Title: Margarine from organogel of healthy vegetable oils and plant wax

Author
item Hwang, Hong-Sik
item Singh, Mukti
item Moser, Jill
item Liu, Sean

Submitted to: Meeting Abstract
Publication Type: Abstract Only
Publication Acceptance Date: 9/8/2013
Publication Date: 8/12/2013
Citation: Hwang, H., Singh, M., Winkler-Moser, J.K., Liu, S.X. 2013. Margarine from organogel of healthy vegetable oils and plant wax [abstract]. American Chemical Society.

Interpretive Summary:

Technical Abstract: Organogelator that can turn vegetable oil into a gel with a small quantity has drawn a lot of interests as a potential alternative for saturated fats and trans fat-containing solid fats in margarine and spread products. However, it is not practically used in those products yet. This research shows that organogels obtained from plant wax and soybean oil could be utilized to produce trans-fat free margarine and spread products. Other healthy oils including sunflower oil, peanut oil, sesame oil, walnut oil, olive oil, canola oil, corn oil, almond oil, pumpkin seed oil, flaxseed oil, safflower oil, and grapeseed oil were also tested in this research. Sunflower wax, rice bran wax, and candelilla wax were evaluated for their gelation abilities toward these healthy oils. Margarine samples were prepared with 80:20 (w/w) oil phase and water phase, emulsifiers and other ingredients in which the oil phase is the organogel formed by sunflower wax and vegetable oil.
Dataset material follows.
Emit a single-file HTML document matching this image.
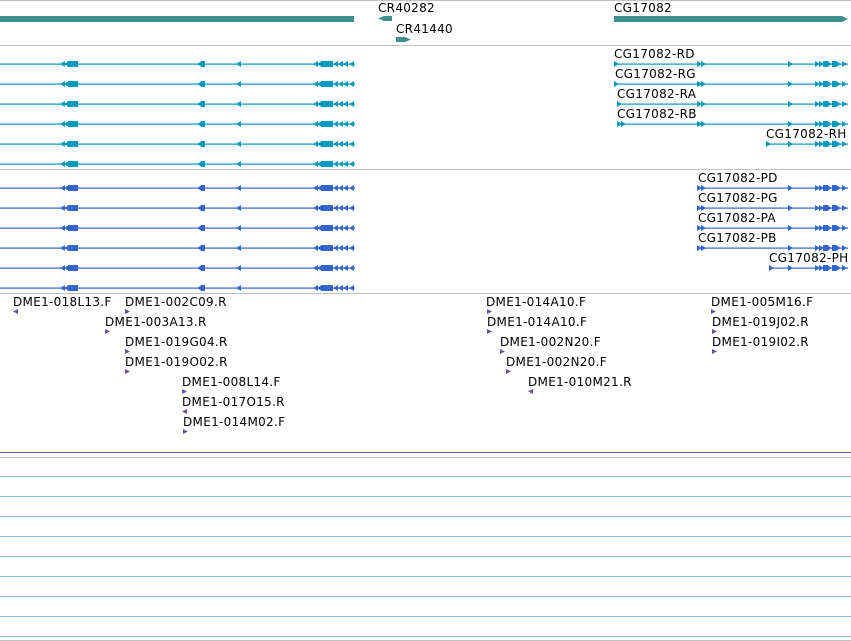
<!DOCTYPE html>
<html><head><meta charset="utf-8"><style>
html,body{margin:0;padding:0;background:#fff;width:851px;height:641px;overflow:hidden}
svg{display:block}
text{font-family:"DejaVu Sans","Liberation Sans",sans-serif;font-size:12px;fill:#000;letter-spacing:0.3px}
</style></head><body>
<svg width="851" height="641" viewBox="0 0 851 641" xmlns="http://www.w3.org/2000/svg">
<defs>
<g id="L">
  <rect x="0" y="-0.5" width="355" height="1.2"/>
  <polygon points="60,0 65,-3 65,3"/><polygon points="64,0 69,-3 69,3"/><rect x="68" y="-3" width="10" height="6"/>
  <polygon points="197,0 202,-3 202,3"/><rect x="201" y="-3" width="4" height="6"/>
  <polygon points="236,0 241,-3 241,3"/>
  <polygon points="313,0 318,-3 318,3"/><polygon points="317,0 322,-3 322,3"/><rect x="321" y="-3" width="12" height="6"/>
  <polygon points="333,0 338,-3 338,3"/><polygon points="338,0 343,-3 343,3"/><polygon points="343,0 348,-3 348,3"/><polygon points="349,0 354,-3 354,3"/>
</g>
<g id="Rc">
  <polygon points="697,-3 702,0 697,3"/><polygon points="701,-3 706,0 701,3"/>
  <polygon points="788,-3 793,0 788,3"/>
  <polygon points="815,-3 820,0 815,3"/><polygon points="819,-3 824,0 819,3"/><rect x="823" y="-3" width="5" height="6"/><polygon points="827,-3 832,0 827,3"/>
  <rect x="832" y="-3" width="4" height="6"/><polygon points="836,-3 841,0 836,3"/><polygon points="842,-3 847,0 842,3"/>
</g>
</defs>
<rect x="0" y="0" width="851" height="1" fill="#c0c0c0"/>
<rect x="0" y="45" width="851" height="1" fill="#c0c0c0"/>
<rect x="0" y="169" width="851" height="1" fill="#c0c0c0"/>
<rect x="0" y="293" width="851" height="1" fill="#c0c0c0"/>
<rect x="0" y="452" width="851" height="1" fill="#6a4fa8"/>
<rect x="0" y="457" width="851" height="1" fill="#c0c0c0"/>
<g fill="#86bde6">
<rect x="0" y="476" width="851" height="1"/><rect x="0" y="496" width="851" height="1"/><rect x="0" y="516" width="851" height="1"/>
<rect x="0" y="536" width="851" height="1"/><rect x="0" y="556" width="851" height="1"/><rect x="0" y="576" width="851" height="1"/>
<rect x="0" y="596" width="851" height="1"/><rect x="0" y="616" width="851" height="1"/><rect x="0" y="636" width="851" height="1"/>
</g>
<rect x="0" y="640" width="851" height="1" fill="#c0c0c0"/>

<g fill="#3f8f8f">
<rect x="0" y="16" width="354" height="6"/>
<polygon points="378,18.5 384,16 392,16 392,21 384,21"/>
<polygon points="396,37 405,37 411,39.5 405,42 396,42"/>
<polygon points="614,16 842,16 848,19 842,22 614,22"/>
</g>
<text x="378" y="12">CR40282</text>
<text x="396" y="33">CR41440</text>
<text x="614" y="12">CG17082</text>

<g fill="#0099c0">
<use href="#L" y="64"/><use href="#L" y="84"/><use href="#L" y="104"/><use href="#L" y="124"/><use href="#L" y="144"/><use href="#L" y="164"/>
<rect x="614" y="63.5" width="234" height="1.2"/><polygon points="614,61 619,64 614,67"/><use href="#Rc" y="64"/>
<rect x="614" y="83.5" width="234" height="1.2"/><polygon points="614,81 619,84 614,87"/><use href="#Rc" y="84"/>
<rect x="617" y="103.5" width="231" height="1.2"/><polygon points="617,101 622,104 617,107"/><use href="#Rc" y="104"/>
<rect x="617" y="123.5" width="231" height="1.2"/><polygon points="617,121 622,124 617,127"/><polygon points="621,121 626,124 621,127"/><use href="#Rc" y="124"/>
<rect x="766" y="143.5" width="82" height="1.2"/><polygon points="766,141 771,144 766,147"/><polygon points="788,141 793,144 788,147"/>
<g transform="translate(0,144)"><polygon points="815,-3 820,0 815,3"/><polygon points="819,-3 824,0 819,3"/><rect x="823" y="-3" width="5" height="6"/><polygon points="827,-3 832,0 827,3"/><rect x="832" y="-3" width="4" height="6"/><polygon points="836,-3 841,0 836,3"/><polygon points="842,-3 847,0 842,3"/></g>
</g>
<text x="614" y="58">CG17082-RD</text>
<text x="615" y="78">CG17082-RG</text>
<text x="617" y="98">CG17082-RA</text>
<text x="617" y="118">CG17082-RB</text>
<text x="766" y="138">CG17082-RH</text>

<g fill="#3366cc">
<use href="#L" y="188"/><use href="#L" y="208"/><use href="#L" y="228"/><use href="#L" y="248"/><use href="#L" y="268"/><use href="#L" y="288"/>
<rect x="698" y="187.5" width="150" height="1.2"/><use href="#Rc" y="188"/>
<rect x="698" y="207.5" width="150" height="1.2"/><use href="#Rc" y="208"/>
<rect x="698" y="227.5" width="150" height="1.2"/><use href="#Rc" y="228"/>
<rect x="698" y="247.5" width="150" height="1.2"/><use href="#Rc" y="248"/>
<rect x="769" y="267.5" width="79" height="1.2"/><polygon points="769,265 774,268 769,271"/><polygon points="788,265 793,268 788,271"/>
<g transform="translate(0,268)"><polygon points="815,-3 820,0 815,3"/><polygon points="819,-3 824,0 819,3"/><rect x="823" y="-3" width="5" height="6"/><polygon points="827,-3 832,0 827,3"/><rect x="832" y="-3" width="4" height="6"/><polygon points="836,-3 841,0 836,3"/><polygon points="842,-3 847,0 842,3"/></g>
</g>
<text x="698" y="182">CG17082-PD</text>
<text x="698" y="202">CG17082-PG</text>
<text x="698" y="222">CG17082-PA</text>
<text x="698" y="242">CG17082-PB</text>
<text x="769" y="262">CG17082-PH</text>

<g fill="#6a4fa8">
<polygon points="13,311.5 18,309 18,314"/>
<polygon points="125,309 130,311.5 125,314"/>
<polygon points="105,329 110,331.5 105,334"/>
<polygon points="125,349 130,351.5 125,354"/>
<polygon points="125,369 130,371.5 125,374"/>
<polygon points="182,389 187,391.5 182,394"/>
<polygon points="182,411.5 187,409 187,414"/>
<polygon points="183,429 188,431.5 183,434"/>
<polygon points="487,309 492,311.5 487,314"/>
<polygon points="487,329 492,331.5 487,334"/>
<polygon points="500,349 505,351.5 500,354"/>
<polygon points="506,369 511,371.5 506,374"/>
<polygon points="528,391.5 533,389 533,394"/>
<polygon points="711,309 716,311.5 711,314"/>
<polygon points="712,329 717,331.5 712,334"/>
<polygon points="712,349 717,351.5 712,354"/>
</g>
<text x="13" y="306">DME1-018L13.F</text>
<text x="125" y="306">DME1-002C09.R</text>
<text x="105" y="326">DME1-003A13.R</text>
<text x="125" y="346">DME1-019G04.R</text>
<text x="125" y="366">DME1-019O02.R</text>
<text x="182" y="386">DME1-008L14.F</text>
<text x="182" y="406">DME1-017O15.R</text>
<text x="183" y="426">DME1-014M02.F</text>
<text x="486" y="306">DME1-014A10.F</text>
<text x="487" y="326">DME1-014A10.F</text>
<text x="500" y="346">DME1-002N20.F</text>
<text x="506" y="366">DME1-002N20.F</text>
<text x="528" y="386">DME1-010M21.R</text>
<text x="711" y="306">DME1-005M16.F</text>
<text x="712" y="326">DME1-019J02.R</text>
<text x="712" y="346">DME1-019I02.R</text>
</svg>
</body></html>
Properties including firmness, spreadability, and drop melting point of the margarine samples were determined. An attempt was made to find the correlation between the fatty acid composition and the properties. This research reveals that the firmness of commercial spreads could be achieved with 1-2% of sunflower wax in the oil phase of the margarine sample.